# Fluval 3.0 frustration!



## Seattle_Aquarist (Jun 15, 2008)

Hi @CaptainCrowe,

In these days of instant gratification one thing planted tanks have taught me is patience. I think a lot of times there is the expectation that this magnificent planted aquarium will occur with little learning or effort (preferably overnight), unfortunately this is not the case. I found the best thing I can do is have a routine with consistent light levels and photoperiod, consistent nutrient levels, and regular water changes. A three week old tank is not even 'settled in' yet, may not have completed its 'nitrogen cycle' and any emersed grown plants are still in transition. Just keep a routine for a couple of months and see what is happening at that point.

My 45 gallon when planted 01/10









My 45 gallon 07/10


----------



## lksdrinker (Feb 12, 2014)

I'm not seeing why your complaint is specifically about the light? Is this a new tank thats only been set up for three weeks now? Or was it an established tank and you've just had this new light for 3 weeks?


----------



## CaptainCrowe (Mar 26, 2018)

lksdrinker said:


> I'm not seeing why your complaint is specifically about the light? Is this a new tank thats only been set up for three weeks now? Or was it an established tank and you've just had this new light for 3 weeks?


It has had plants in it for about a month and a half, but I have had the light itself for 3 weeks or so. I noticed some cyanobacteria growing on one of my bacopa leaves today, so that combined with my once healthy rotala which are now melting are what has triggered my frustration.


----------



## lksdrinker (Feb 12, 2014)

CaptainCrowe said:


> It has had plants in it for about a month and a half, but I have had the light itself for 3 weeks or so. I noticed some cyanobacteria growing on one of my bacopa leaves today, so that combined with my once healthy rotala which are now melting are what has triggered my frustration.

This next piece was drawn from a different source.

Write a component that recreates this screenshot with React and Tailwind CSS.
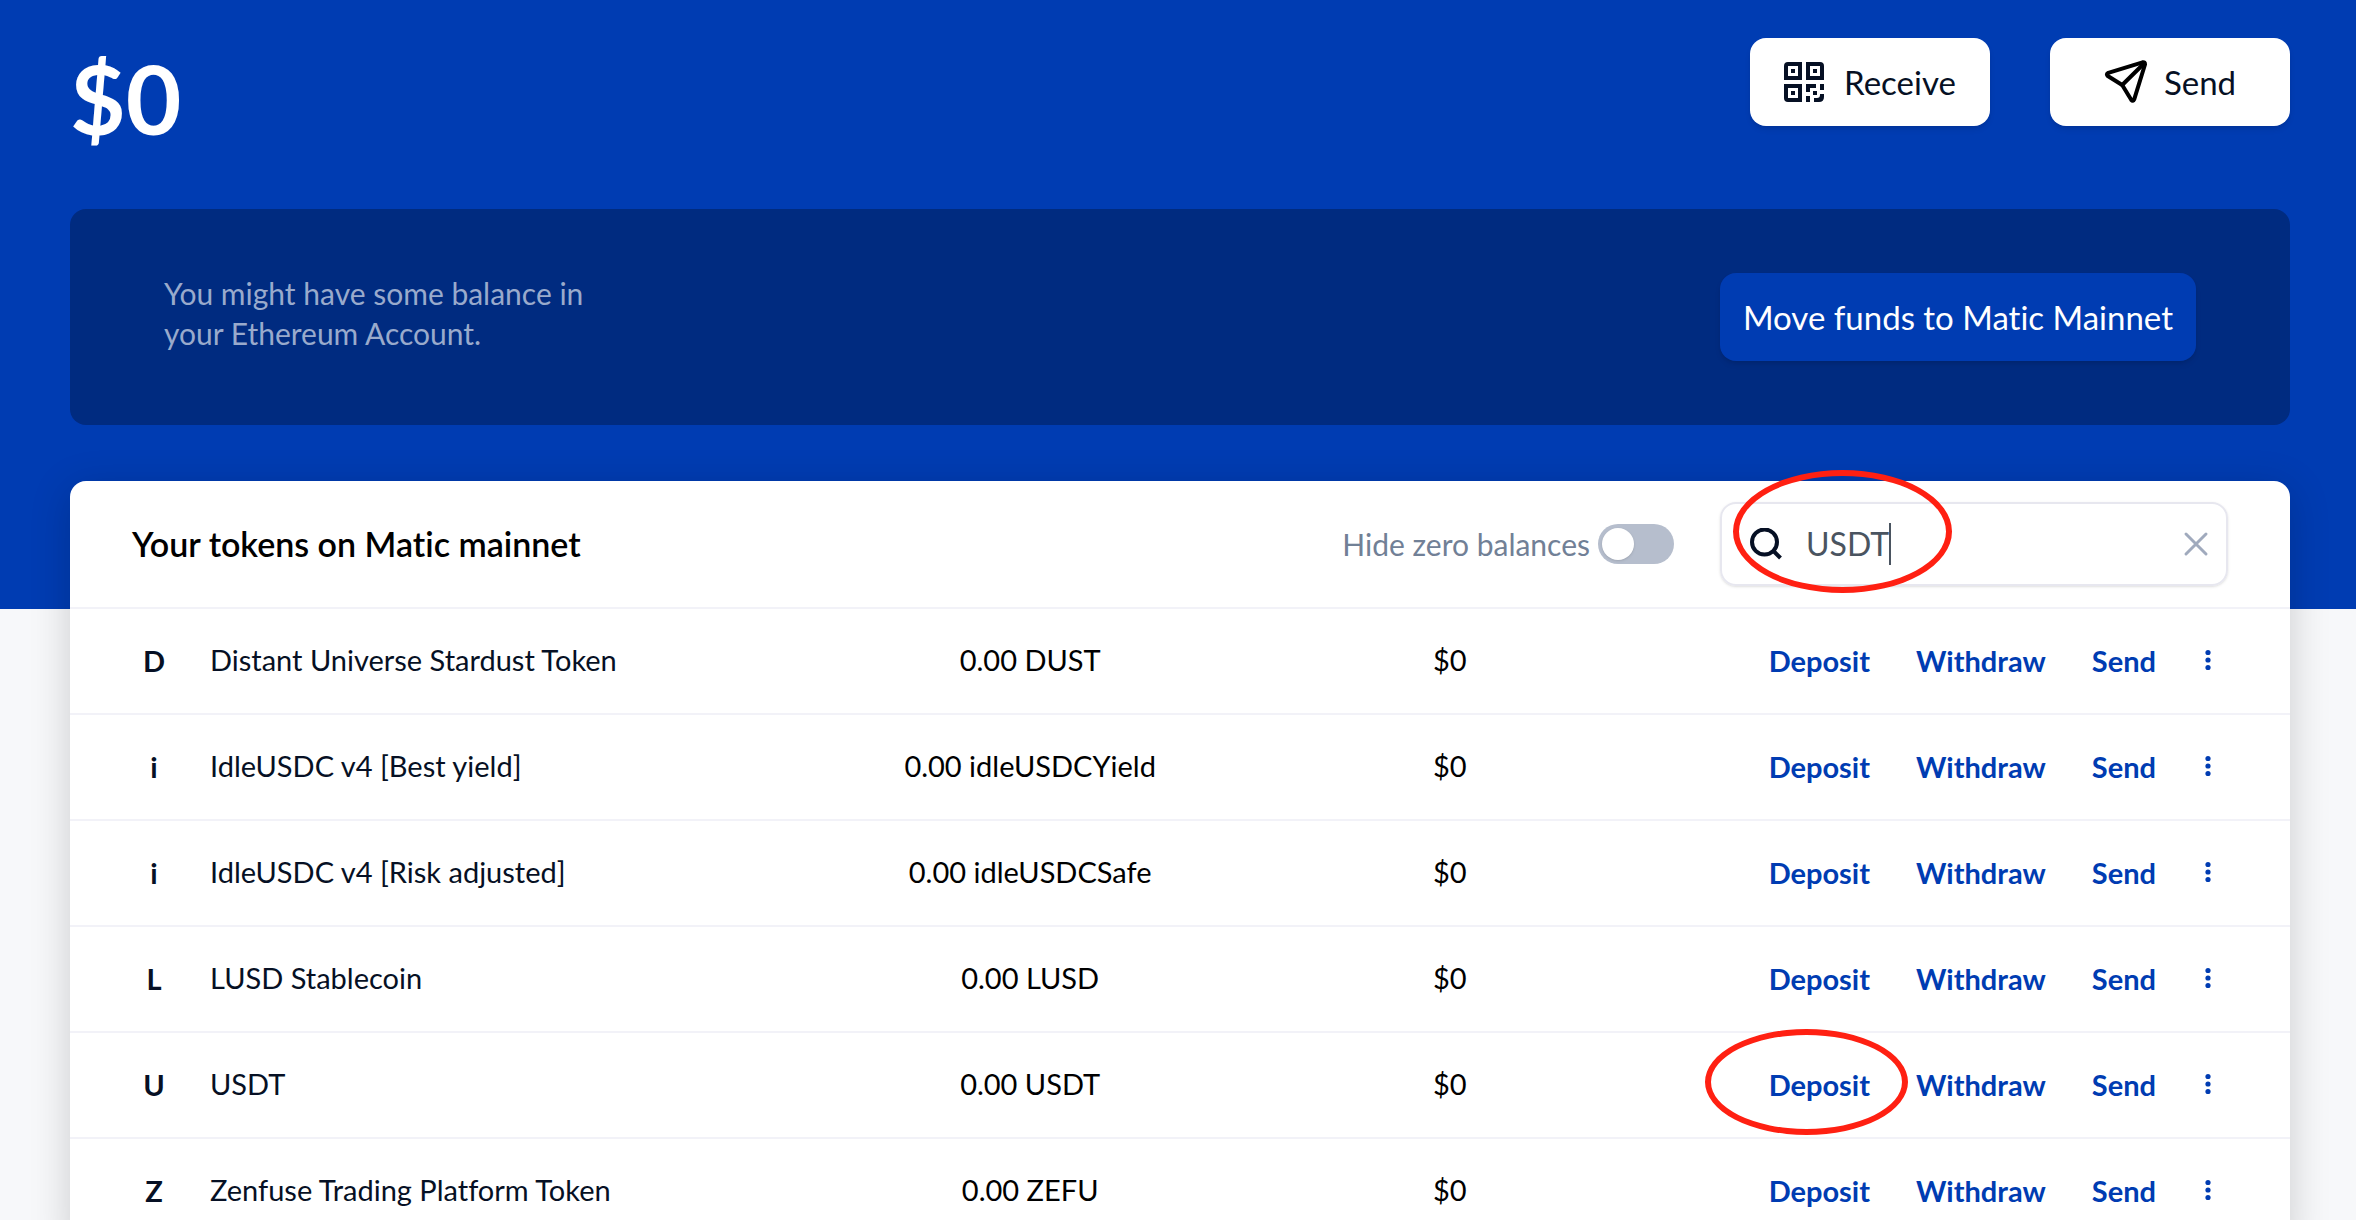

So its still a relatively new setup. Start making some adjustments as you notice things. If it were me I'd dial back the photo period to something more like 6 or 7 hours instead of the 10 you have now. If you are truly seeing melting then the plants are still adjusting to the current setup and they should bounce back (although I've never seen rotala melt). The holes in the new growth could indicate a deficiency of some sort, or toxicity of another, but I'd just be guessing as to what exactly. Either way I doubt its caused by the new light.


----------



## CaptainCrowe (Mar 26, 2018)

lksdrinker said:


> So its still a relatively new setup. Start making some adjustments as you notice things. If it were me I'd dial back the photo period to something more like 6 or 7 hours instead of the 10 you have now. If you are truly seeing melting then the plants are still adjusting to the current setup and they should bounce back (although I've never seen rotala melt). The holes in the new growth could indicate a deficiency of some sort, or toxicity of another, but I'd just be guessing as to what exactly. Either way I doubt its caused by the new light.


I decided to make the photo period 7 hours with 5 hours daylight and 1 hour each for sunrise and sunset to see how that goes. I've never heard of rotala really melting either thats why I was fairly concerned. The tank is still going through its nitrogen cycle and I've been doing water changes every other day to keep the fish comfortable due to the nature of fish-in cycling (hence the importance of my plants staying alive). I wonder if this is causing a nutrient imbalance in the tank. I should mention that I have well over 10 root tabs spread throughout the substrate.


----------



## Seattle_Aquarist (Jun 15, 2008)

CaptainCrowe said:


> I decided to make the photo period 7 hours with 5 hours daylight and 1 hour each for sunrise and sunset to see how that goes. I've never heard of rotala really melting either thats why I was fairly concerned. The tank is still going through its nitrogen cycle and I've been doing water changes every other day to keep the fish comfortable due to the nature of fish-in cycling (hence the importance of my plants staying alive). I wonder if this is causing a nutrient imbalance in the tank. I should mention that I have well over 10 root tabs spread throughout the substrate.


Hi @CaptainCrowe,

Hopefully those 'root tabs' were not Osmocote; they can put out a lot of ammonia which can really spike the ammonia level and cause melting. Have you checked your ammonia level?


----------



## CaptainCrowe (Mar 26, 2018)

Seattle_Aquarist said:


> Hi @CaptainCrowe,
> 
> Hopefully those 'root tabs' were not Osmocote; they can put out a lot of ammonia which can really spike the ammonia level and cause melting. Have you checked your ammonia level?


Nope not Osmocote! Using Flourish root tabs pushed 3 inches into my substrate. Currently my ammonia is .25 ppm. Every time it reaches the first reading, I have been doing a water change. I am thinking I should buy a gh/kh testing kit as I have no idea what the mineral content of my tap water is.


----------



## Seattle_Aquarist (Jun 15, 2008)

CaptainCrowe said:


> Nope not Osmocote! Using Flourish root tabs pushed 3 inches into my substrate. Currently my ammonia is .25 ppm. Every time it reaches the first reading, I have been doing a water change. I am thinking I should buy a gh/kh testing kit as I have no idea what the mineral content of my tap water is.



Hi CaptainCrowe,

Good, Seachem Flourish Tabs should not cause additional issues with ammonia. I use the following tests monthly: pH, KH, GH, and Nitrate. If a suspected issue then Phosphate and iron.


----------



## Nlewis (Dec 1, 2015)

Is there a reason you’re not dosing traces or po4?


----------



## CaptainCrowe (Mar 26, 2018)

Nlewis said:


> Is there a reason you’re not dosing traces or po4?


To be quite honest, my LFS just didn't have them in stock. I did however just place an order for Thrive to see if it makes any difference. I like the all-around formula.


----------